Every day, there are group meetings, and the staff helps the residents find work in the community. The state pays for half of their stay, and the men are required to pay for the other half, he said, noting that the cost is about $30 to $35 per day per resident.

“We help them with career readiness, assist with GED certificates if they need it, and they participate in a wage class at the Workforce Center,” McKenzie said, adding that Covenant also works in cooperation with College of the Ouachitas in Malvern.

Since the Malvern re-entry facility opened last year, no one has tried to run off, McKenzie said.

“That’s a big deal to us,” he said.

A bonus upon being successfully discharged from the program is the savings the participants accumulate, Petrus said.

“They are required to put their earnings into a savings account. Some people have $8,000 in savings when they leave here,” she said.

Jonathan Jackson, public relations specialist for the center and all-around-do-everything guy, gives his life’s work to Covenant because he says it saved his life. A recovering drug addict, Jackson said he was looking for a sign for help; then he met McKenzie.

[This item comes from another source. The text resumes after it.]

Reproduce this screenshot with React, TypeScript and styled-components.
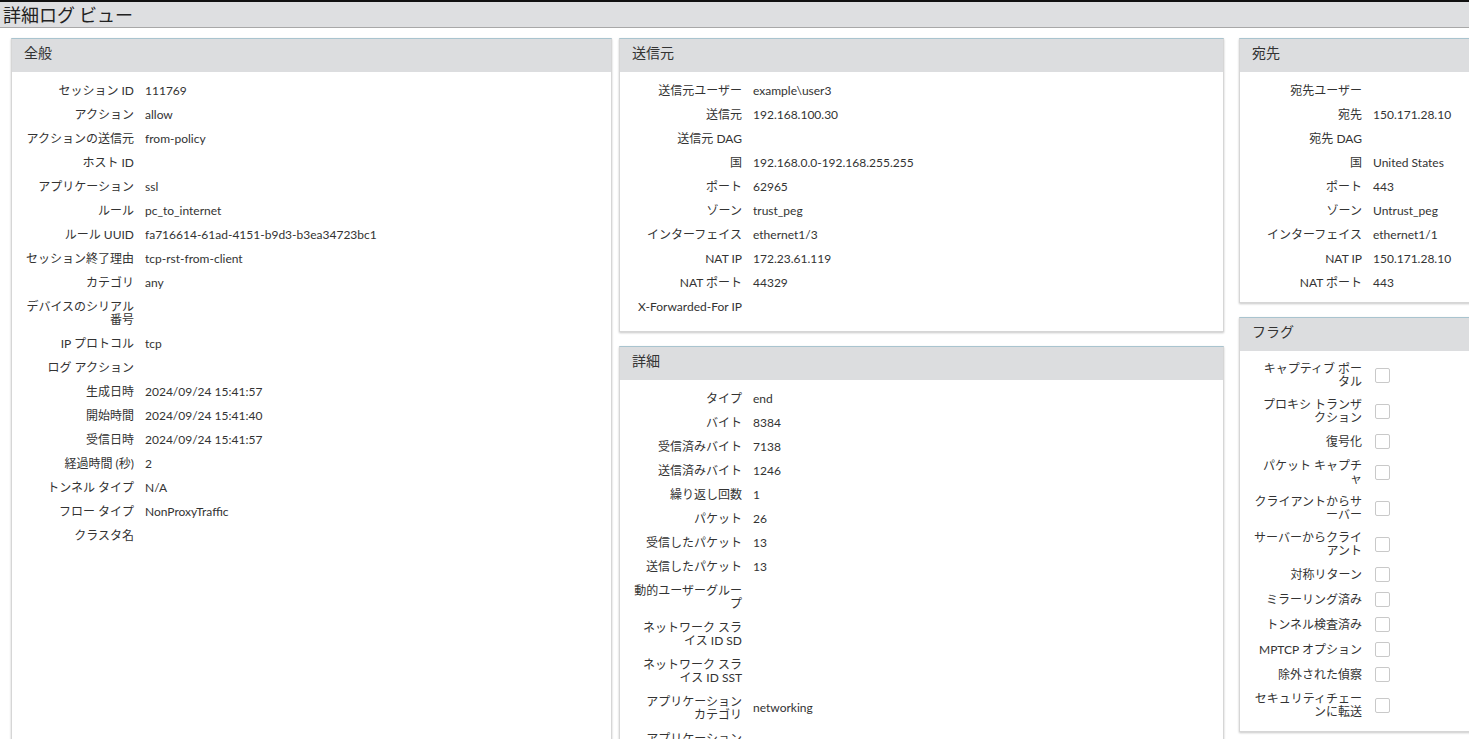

Jackson lives at the facility and wouldn’t have it any other way.

“My brother is building a huge house, and I am more proud of my one room here because of the impact I’m making on so many people’s lives,” Jackson said.

Jackson helped establish a banquet that took place Dec. 8 in celebration of Covenant’s one-year success in Malvern.

McKenzie said he is proud to report that a member from Gov. Asa Hutchinson’s office attended the event, which was held at the Malvern Country Club.

Jackson said the banquet made him realize the importance of getting into the community to make more people aware of the positive impact Covenant is generating.

More fundraisers will be planned in the coming year, and donations are always welcome, he said, noting that Libby’s R.O.S.E. of Hot Spring County — a 501(c)(3) nonprofit in Malvern that has a food pantry and a thrift store — helps provide clothing for the men.